- _WHAT IS ASKED_:
Show every line below where "React" can be found.

- _COLLECTED DATA_:
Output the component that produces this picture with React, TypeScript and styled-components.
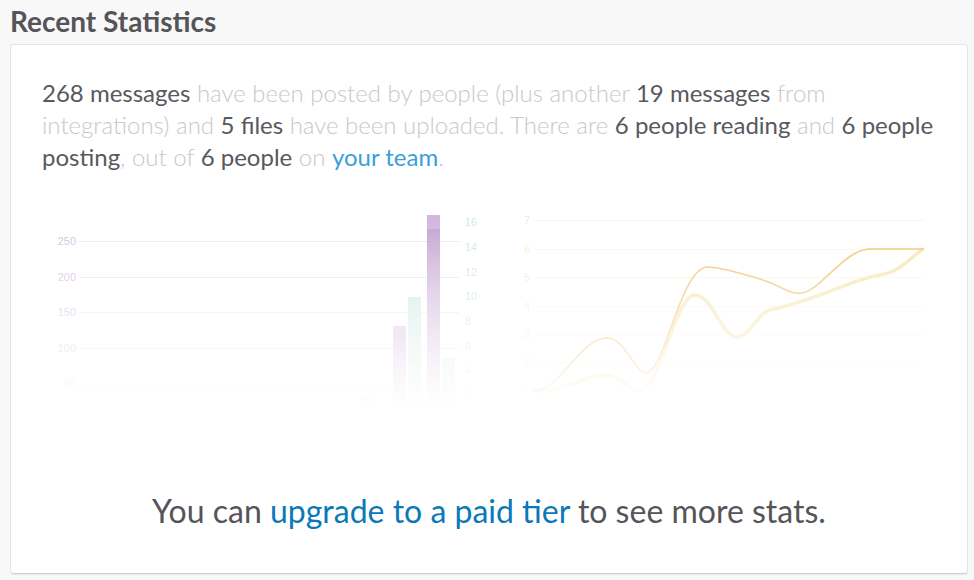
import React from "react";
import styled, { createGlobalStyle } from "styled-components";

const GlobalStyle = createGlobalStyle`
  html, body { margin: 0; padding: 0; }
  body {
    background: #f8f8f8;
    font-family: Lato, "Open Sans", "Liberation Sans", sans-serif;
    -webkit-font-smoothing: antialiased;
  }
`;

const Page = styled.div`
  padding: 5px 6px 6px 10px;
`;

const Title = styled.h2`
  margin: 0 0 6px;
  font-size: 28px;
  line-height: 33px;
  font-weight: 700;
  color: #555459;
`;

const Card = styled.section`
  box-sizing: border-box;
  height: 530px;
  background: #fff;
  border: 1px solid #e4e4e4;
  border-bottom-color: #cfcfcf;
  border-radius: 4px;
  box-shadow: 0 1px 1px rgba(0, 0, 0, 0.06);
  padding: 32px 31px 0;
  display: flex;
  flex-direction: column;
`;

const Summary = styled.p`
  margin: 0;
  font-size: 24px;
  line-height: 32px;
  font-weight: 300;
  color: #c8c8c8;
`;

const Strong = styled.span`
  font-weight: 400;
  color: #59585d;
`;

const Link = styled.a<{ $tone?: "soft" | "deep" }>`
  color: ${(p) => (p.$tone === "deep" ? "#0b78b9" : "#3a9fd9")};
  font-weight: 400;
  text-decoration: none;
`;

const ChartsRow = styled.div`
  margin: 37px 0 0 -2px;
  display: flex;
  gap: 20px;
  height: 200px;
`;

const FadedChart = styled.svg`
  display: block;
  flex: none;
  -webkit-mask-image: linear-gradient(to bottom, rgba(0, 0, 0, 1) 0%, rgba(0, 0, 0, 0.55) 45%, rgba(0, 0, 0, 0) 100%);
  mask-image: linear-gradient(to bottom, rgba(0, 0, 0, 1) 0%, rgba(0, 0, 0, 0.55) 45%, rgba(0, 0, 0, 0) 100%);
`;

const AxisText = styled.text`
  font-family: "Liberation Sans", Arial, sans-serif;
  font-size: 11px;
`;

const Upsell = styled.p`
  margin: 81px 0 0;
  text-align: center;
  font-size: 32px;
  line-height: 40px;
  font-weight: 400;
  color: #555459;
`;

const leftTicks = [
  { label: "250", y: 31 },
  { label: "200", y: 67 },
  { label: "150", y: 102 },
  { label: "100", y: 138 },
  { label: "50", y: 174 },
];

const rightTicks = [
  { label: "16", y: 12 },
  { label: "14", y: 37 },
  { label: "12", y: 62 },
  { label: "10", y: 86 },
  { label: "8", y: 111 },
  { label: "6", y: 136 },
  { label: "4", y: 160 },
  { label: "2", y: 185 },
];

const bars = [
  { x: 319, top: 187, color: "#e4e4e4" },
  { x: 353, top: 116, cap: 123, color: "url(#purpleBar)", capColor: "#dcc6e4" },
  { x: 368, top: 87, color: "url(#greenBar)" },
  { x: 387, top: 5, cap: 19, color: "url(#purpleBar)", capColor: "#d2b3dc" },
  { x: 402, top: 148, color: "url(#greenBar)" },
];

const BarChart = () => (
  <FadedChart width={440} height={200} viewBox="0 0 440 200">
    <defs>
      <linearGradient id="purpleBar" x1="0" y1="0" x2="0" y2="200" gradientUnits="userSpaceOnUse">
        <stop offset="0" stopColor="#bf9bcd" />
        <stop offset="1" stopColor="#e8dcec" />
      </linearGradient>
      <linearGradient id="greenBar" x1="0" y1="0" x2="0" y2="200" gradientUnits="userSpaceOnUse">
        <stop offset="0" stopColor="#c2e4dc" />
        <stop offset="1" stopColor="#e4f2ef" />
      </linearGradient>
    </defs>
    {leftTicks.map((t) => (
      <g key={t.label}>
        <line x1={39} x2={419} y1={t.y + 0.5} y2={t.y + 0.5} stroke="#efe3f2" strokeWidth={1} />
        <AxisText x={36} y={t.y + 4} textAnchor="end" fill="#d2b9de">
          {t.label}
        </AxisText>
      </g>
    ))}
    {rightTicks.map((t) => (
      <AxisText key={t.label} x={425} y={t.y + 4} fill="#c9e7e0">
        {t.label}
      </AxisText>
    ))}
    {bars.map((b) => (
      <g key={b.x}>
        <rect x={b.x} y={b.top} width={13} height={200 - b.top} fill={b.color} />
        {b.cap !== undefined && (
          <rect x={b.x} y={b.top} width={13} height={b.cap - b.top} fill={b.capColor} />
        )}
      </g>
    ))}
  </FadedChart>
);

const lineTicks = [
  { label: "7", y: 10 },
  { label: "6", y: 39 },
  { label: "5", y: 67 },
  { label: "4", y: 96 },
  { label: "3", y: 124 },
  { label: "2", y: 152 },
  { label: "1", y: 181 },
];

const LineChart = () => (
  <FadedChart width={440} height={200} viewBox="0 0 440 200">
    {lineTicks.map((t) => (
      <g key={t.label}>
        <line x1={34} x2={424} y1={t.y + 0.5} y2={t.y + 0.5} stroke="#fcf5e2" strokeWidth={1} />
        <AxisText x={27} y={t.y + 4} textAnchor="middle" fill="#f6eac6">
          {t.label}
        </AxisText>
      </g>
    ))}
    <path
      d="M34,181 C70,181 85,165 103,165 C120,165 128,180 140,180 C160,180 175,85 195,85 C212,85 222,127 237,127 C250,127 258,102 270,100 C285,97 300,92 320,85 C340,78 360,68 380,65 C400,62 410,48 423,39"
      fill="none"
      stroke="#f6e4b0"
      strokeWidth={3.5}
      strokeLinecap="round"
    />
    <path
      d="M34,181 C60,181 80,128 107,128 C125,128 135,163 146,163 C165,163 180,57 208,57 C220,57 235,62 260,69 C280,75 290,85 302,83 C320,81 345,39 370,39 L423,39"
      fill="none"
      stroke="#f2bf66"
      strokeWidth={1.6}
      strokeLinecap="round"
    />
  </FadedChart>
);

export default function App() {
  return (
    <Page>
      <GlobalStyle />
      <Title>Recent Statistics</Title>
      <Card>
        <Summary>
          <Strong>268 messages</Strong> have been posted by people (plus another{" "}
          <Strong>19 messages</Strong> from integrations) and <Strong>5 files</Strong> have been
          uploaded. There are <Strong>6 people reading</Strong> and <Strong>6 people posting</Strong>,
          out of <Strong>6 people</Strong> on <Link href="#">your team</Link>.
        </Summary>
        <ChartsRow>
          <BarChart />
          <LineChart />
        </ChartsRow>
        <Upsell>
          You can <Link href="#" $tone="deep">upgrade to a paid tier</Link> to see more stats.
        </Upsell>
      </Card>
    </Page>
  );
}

- _COMPLETED TASK_:
Output the component that produces this picture with React, TypeScript and styled-components.
import React from "react";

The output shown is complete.